It was only in the mid 20th century that the US enacted federal standards regarding child labor. We look back on that in photos.
In an attempt to eliminate what it views as a global problem, the Obama administration is currently conducting an investigation on child labor around the world — from Russian children forced into pornography to child tobacco farmers in Nicaragua. The Department of Labor’s Bureau of International Labor Affairs has recently opened up a report for public comment, in which it identifies child labor practices in over one hundred countries and suggests ways to end them.

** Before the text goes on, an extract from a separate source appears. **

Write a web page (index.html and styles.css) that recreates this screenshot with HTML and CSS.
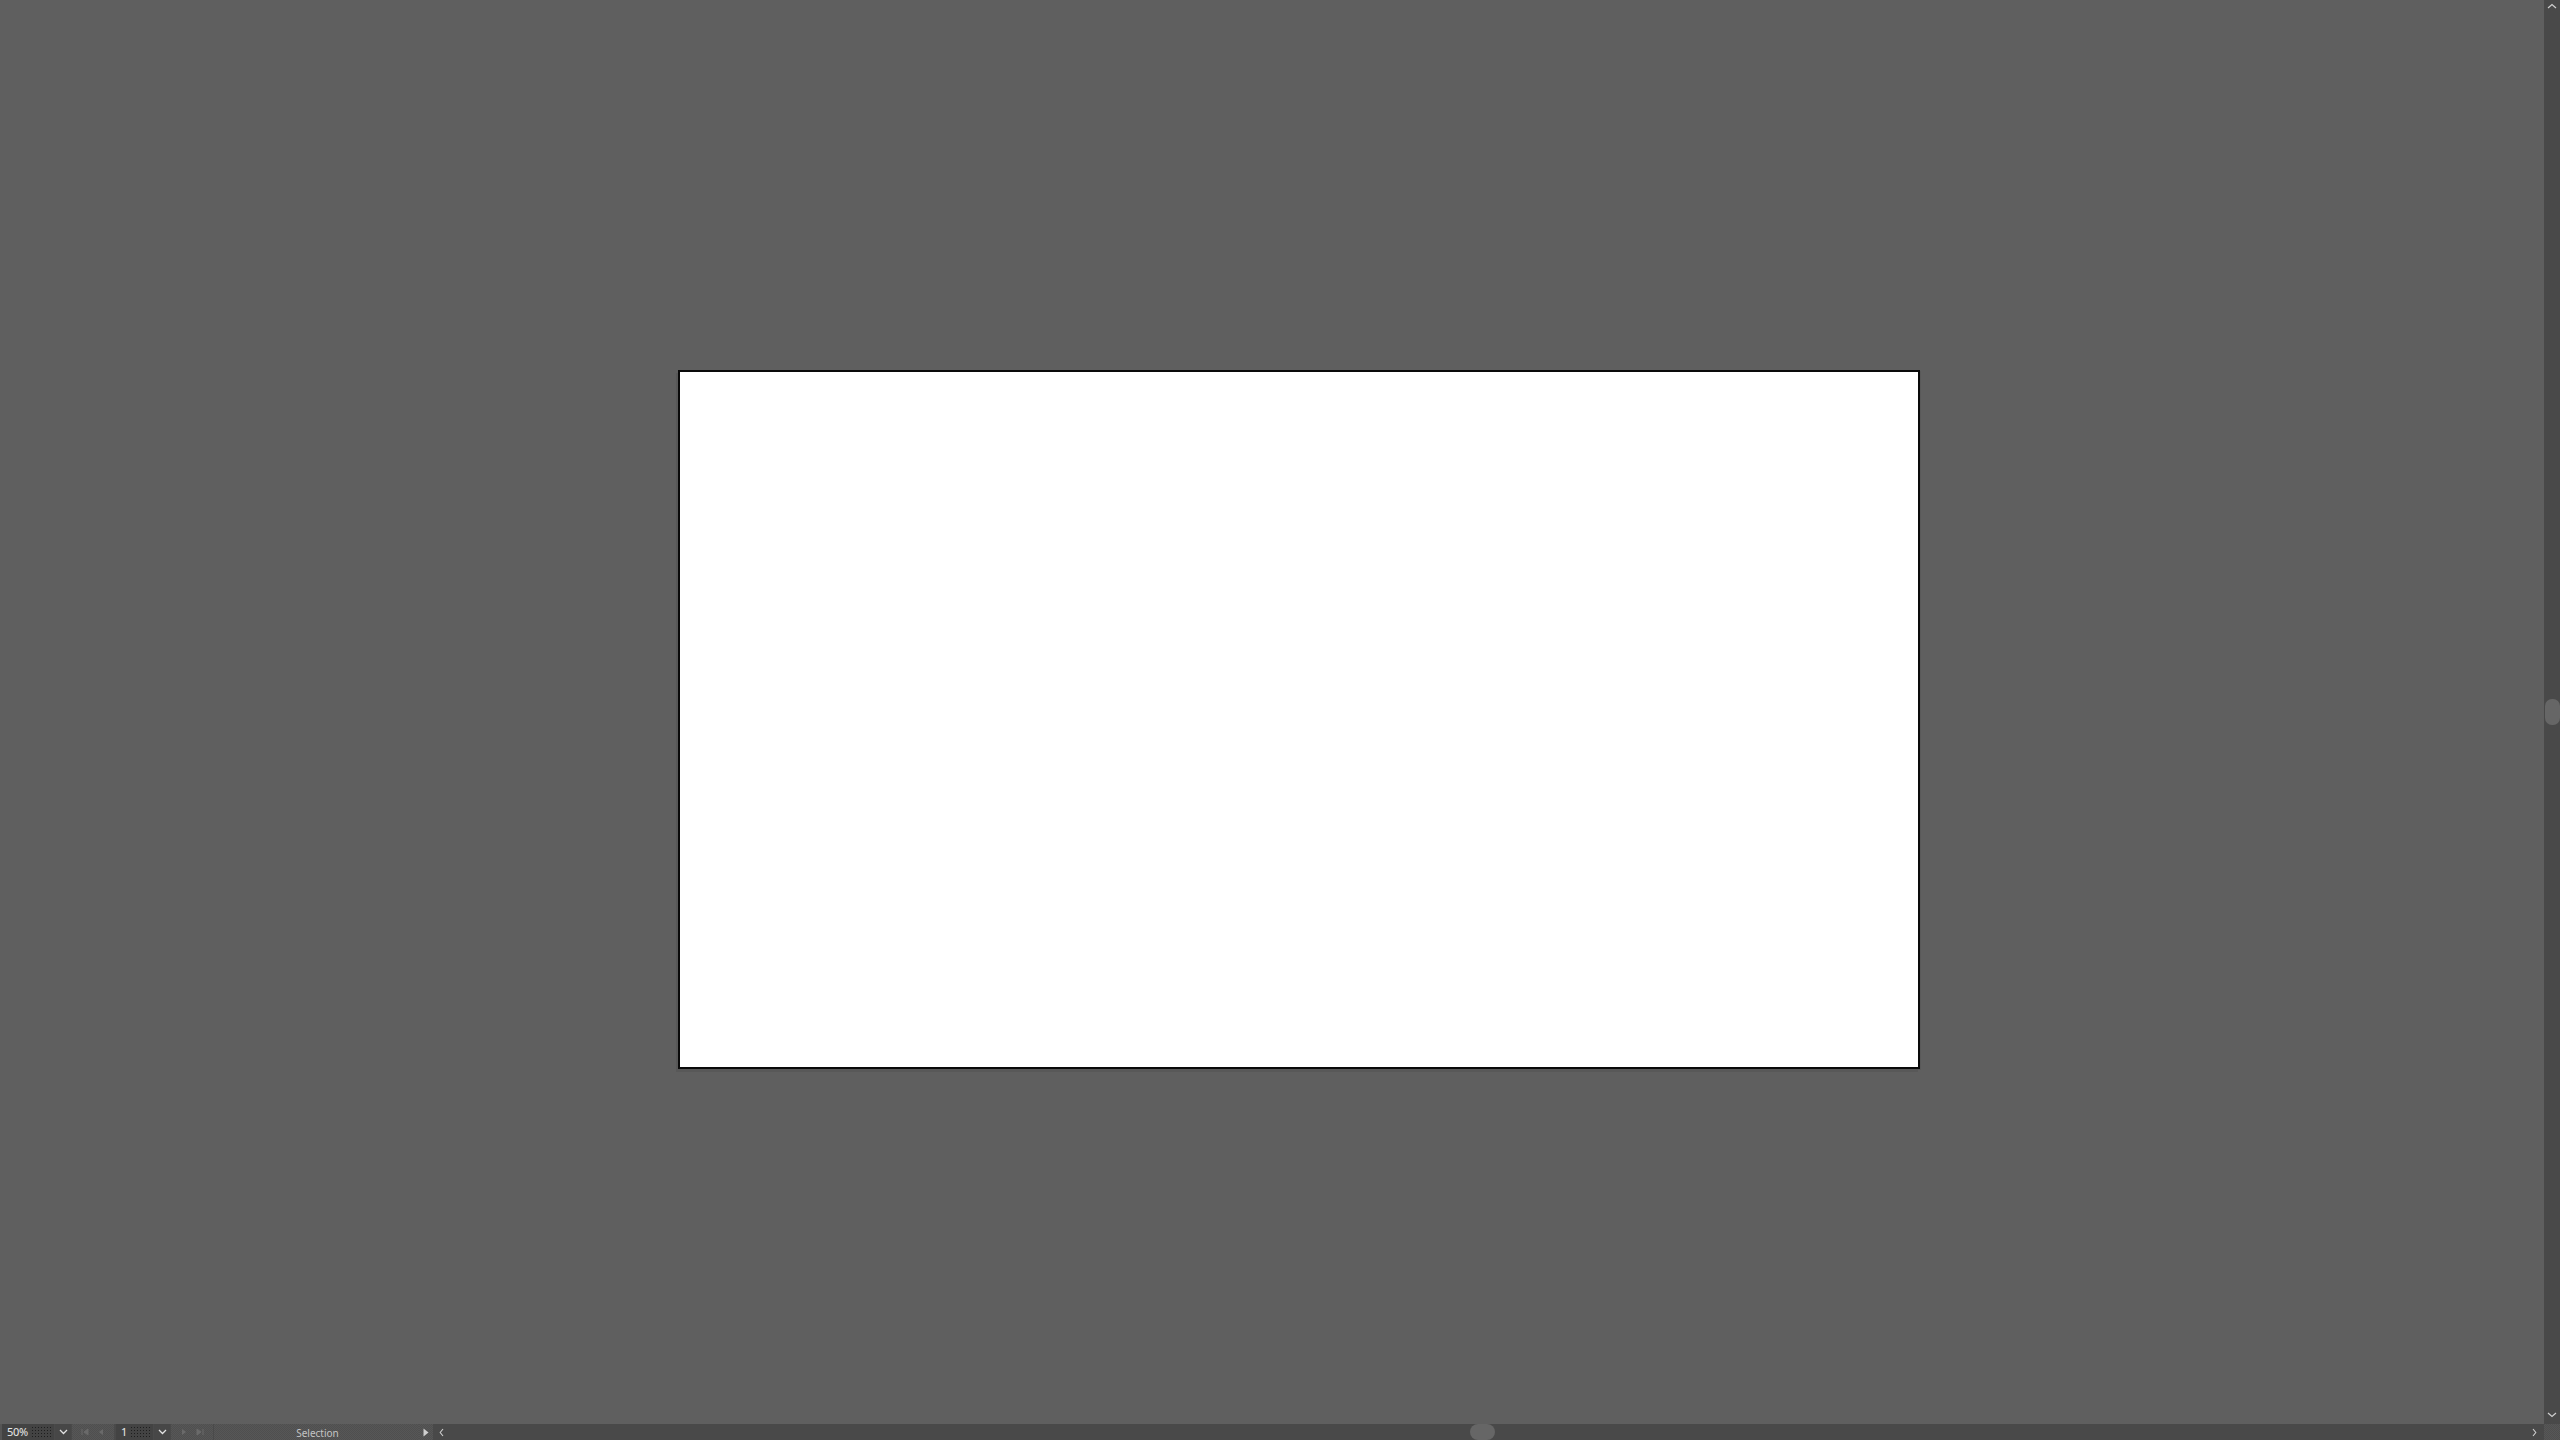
FILE: index.html
```html
<!DOCTYPE html>
<html>
<head>
<meta charset="utf-8">
<link rel="stylesheet" href="styles.css">
</head>
<body>
<div class="app">
  <div class="main">
    <div class="canvas">
      <div class="artboard"></div>
    </div>
    <div class="vscroll">
      <div class="vbtn top">
        <svg width="10" height="6" viewBox="0 0 10 6"><path d="M1 5 L5 1.5 L9 5" fill="none" stroke="#cfcfcf" stroke-width="1.2"/></svg>
      </div>
      <div class="vtrack"><div class="vthumb"></div></div>
      <div class="vbtn bottom">
        <svg width="10" height="6" viewBox="0 0 10 6"><path d="M1 1 L5 4.5 L9 1" fill="none" stroke="#cfcfcf" stroke-width="1.2"/></svg>
      </div>
    </div>
  </div>
  <div class="statusbar">
    <div class="edge"></div>
    <div class="field zoomfield"><span class="ftext">50%</span><span class="dots"></span></div>
    <div class="drop">
      <svg width="9" height="6" viewBox="0 0 9 6"><path d="M1 1 L4.5 4.5 L8 1" fill="none" stroke="#e0e0e0" stroke-width="1.3"/></svg>
    </div>
    <div class="tex navgroup">
      <svg width="8" height="8" viewBox="0 0 8 8"><path d="M1 1 V7 M7 1 L3 4 L7 7 Z" fill="#6a6a6a" stroke="#6a6a6a" stroke-width="1"/></svg>
      <svg width="8" height="8" viewBox="0 0 8 8"><path d="M6 1 L2 4 L6 7 Z" fill="#6a6a6a"/></svg>
    </div>
    <div class="field pagefield"><span class="ftext">1</span><span class="dots"></span></div>
    <div class="drop">
      <svg width="9" height="6" viewBox="0 0 9 6"><path d="M1 1 L4.5 4.5 L8 1" fill="none" stroke="#e0e0e0" stroke-width="1.3"/></svg>
    </div>
    <div class="tex navgroup">
      <svg width="8" height="8" viewBox="0 0 8 8"><path d="M2 1 L6 4 L2 7 Z" fill="#6a6a6a"/></svg>
      <svg width="8" height="8" viewBox="0 0 8 8"><path d="M7 1 V7 M1 1 L5 4 L1 7 Z" fill="#6a6a6a" stroke="#6a6a6a" stroke-width="1"/></svg>
    </div>
    <div class="tex status"><span class="stext">Selection</span></div>
    <div class="tex playbtn">
      <svg width="6" height="9" viewBox="0 0 6 9"><path d="M0.5 0.5 L5.5 4.5 L0.5 8.5 Z" fill="#d0d0d0"/></svg>
    </div>
    <div class="hscroll">
      <div class="harrow">
        <svg width="5" height="9" viewBox="0 0 5 9"><path d="M4 1 L1.2 4.5 L4 8" fill="none" stroke="#cfcfcf" stroke-width="1.1"/></svg>
      </div>
      <div class="htrack"><div class="hthumb"></div></div>
      <div class="harrow right">
        <svg width="5" height="9" viewBox="0 0 5 9"><path d="M1 1 L3.8 4.5 L1 8" fill="none" stroke="#cfcfcf" stroke-width="1.1"/></svg>
      </div>
    </div>
    <div class="tex corner"></div>
  </div>
</div>
</body>
</html>
```

FILE: styles.css
```css
* { box-sizing: border-box; }
html, body {
  margin: 0;
  padding: 0;
  width: 2560px;
  height: 1440px;
  overflow: hidden;
  background: #5f5f5f;
  font-family: "Noto Sans", "DejaVu Sans", sans-serif;
}
.app {
  display: flex;
  flex-direction: column;
  width: 2560px;
  height: 1440px;
}
.main {
  display: flex;
  height: 1424px;
}
.canvas {
  flex: 1;
  background: #5f5f5f;
  padding: 370px 0 0 678px;
}
.artboard {
  width: 1242px;
  height: 699px;
  background: #ffffff;
  border: 2px solid #0a0a0a;
  box-shadow: -2px 3px 0 #585858, 1px 1px 0 #595959;
}
.vscroll {
  width: 16px;
  background: #494949;
  display: flex;
  flex-direction: column;
}
.vbtn {
  height: 16px;
  display: flex;
  justify-content: center;
  align-items: center;
}
.vbtn.top { align-items: flex-start; padding-top: 3px; }
.vbtn.bottom { align-items: flex-end; padding-bottom: 6px; }
.vtrack {
  flex: 1;
  position: relative;
}
.vthumb {
  position: absolute;
  left: 1px;
  top: 683px;
  width: 15px;
  height: 26px;
  border-radius: 7px;
  background: #666666;
}
.statusbar {
  height: 16px;
  display: flex;
  align-items: stretch;
  background: #4a4a4a;
  font-size: 10px;
  line-height: 16px;
}
.edge { width: 2px; background: #555555; }
.field {
  display: flex;
  align-items: center;
  background: #434343;
  color: #e8e8e8;
  padding-left: 5px;
  gap: 3px;
}
.zoomfield { width: 52px; }
.pagefield { width: 37px; margin-left: 2px; padding-left: 5px; }
.ftext { font-size: 11px; letter-spacing: -0.3px; }
.dots {
  flex: 1;
  height: 12px;
  margin-right: 2px;
  background-image: radial-gradient(circle, #1e1e1e 0.7px, transparent 0.9px);
  background-size: 3px 3px;
}
.drop {
  width: 16px;
  margin-left: 1px;
  display: flex;
  align-items: center;
  justify-content: center;
  background: #474747;
}
.tex {
  background-color: #535353;
  background-image: repeating-conic-gradient(#575757 0 25%, #4f4f4f 0 50%);
  background-size: 2px 2px;
}
.navgroup {
  width: 42px;
  margin-left: 1px;
  display: flex;
  align-items: center;
  justify-content: space-evenly;
}
.status {
  width: 205px;
  margin-left: 1px;
  display: flex;
  justify-content: center;
  align-items: center;
  color: #c4c4c4;
  padding-left: 2px;
  padding-top: 1px;
}
.stext { font-size: 10px; }
.playbtn {
  width: 14px;
  display: flex;
  align-items: center;
  justify-content: center;
}
.hscroll {
  flex: 1;
  display: flex;
  background: #494949;
}
.harrow {
  width: 16px;
  display: flex;
  align-items: center;
  justify-content: center;
}
.harrow.right { justify-content: flex-start; padding-left: 4px; }
.htrack {
  flex: 1;
  position: relative;
}
.hthumb {
  position: absolute;
  left: 1021px;
  top: 0;
  width: 25px;
  height: 16px;
  border-radius: 8px;
  background: #666666;
}
.corner { width: 16px; }
```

While a gander at these practices is indeed a bit jarring, the truth is that until relatively recently, the United States had its own sordid history with child labor. You can see for yourself in these photos from the Library of Congress:
How The Labor Movement Helped "Create" Childhood
Before Congress passed the Fair Labor Standards Act in 1938, there were no federal standards regarding the treatment of child laborers. What this meant was that before this time, employers could pay child laborers even less than adult laborers and subject them to more dangerous conditions given the fact that, as children, they weren't as likely to protest.
In the mid 19th century, an influx of immigrant populations, mass production, and urbanization changed the shape and supply of labor — and the abuses to which an employer could subject a laborer.
The official number is that by 1900, 18 percent of all American workers were under the age of 16, but in reality — and in certain parts of the country — that percentage was likely higher. These school-aged children were not going to school or playing; in many cases, they were operating heavy machinery in factories, where some would fall ill, lose limbs and even die.
For a time, labor activists such as the National Child Labor Committee attempted to apply a state by state "solution" to the problem, to no avail. When the gaps within a state-led model manifested, Congress passed laws to enact a federal child labor law, which the Supreme Court deemed unconstitutional.
Undeterred, child labor opponents sought a constitutional amendment to authorize federal child labor legislation, but a conservative political climate and fear of Federal encroachment meant that even though Congress passed it, many states failed to ratify it. Finally, in 1938 — after the Great Depression changed much in the way of how we understand labor — the Fair Labor Standards Act passed, effectively establishing that children must be 16 or older to work.
In short, childhood took decades of work to produce.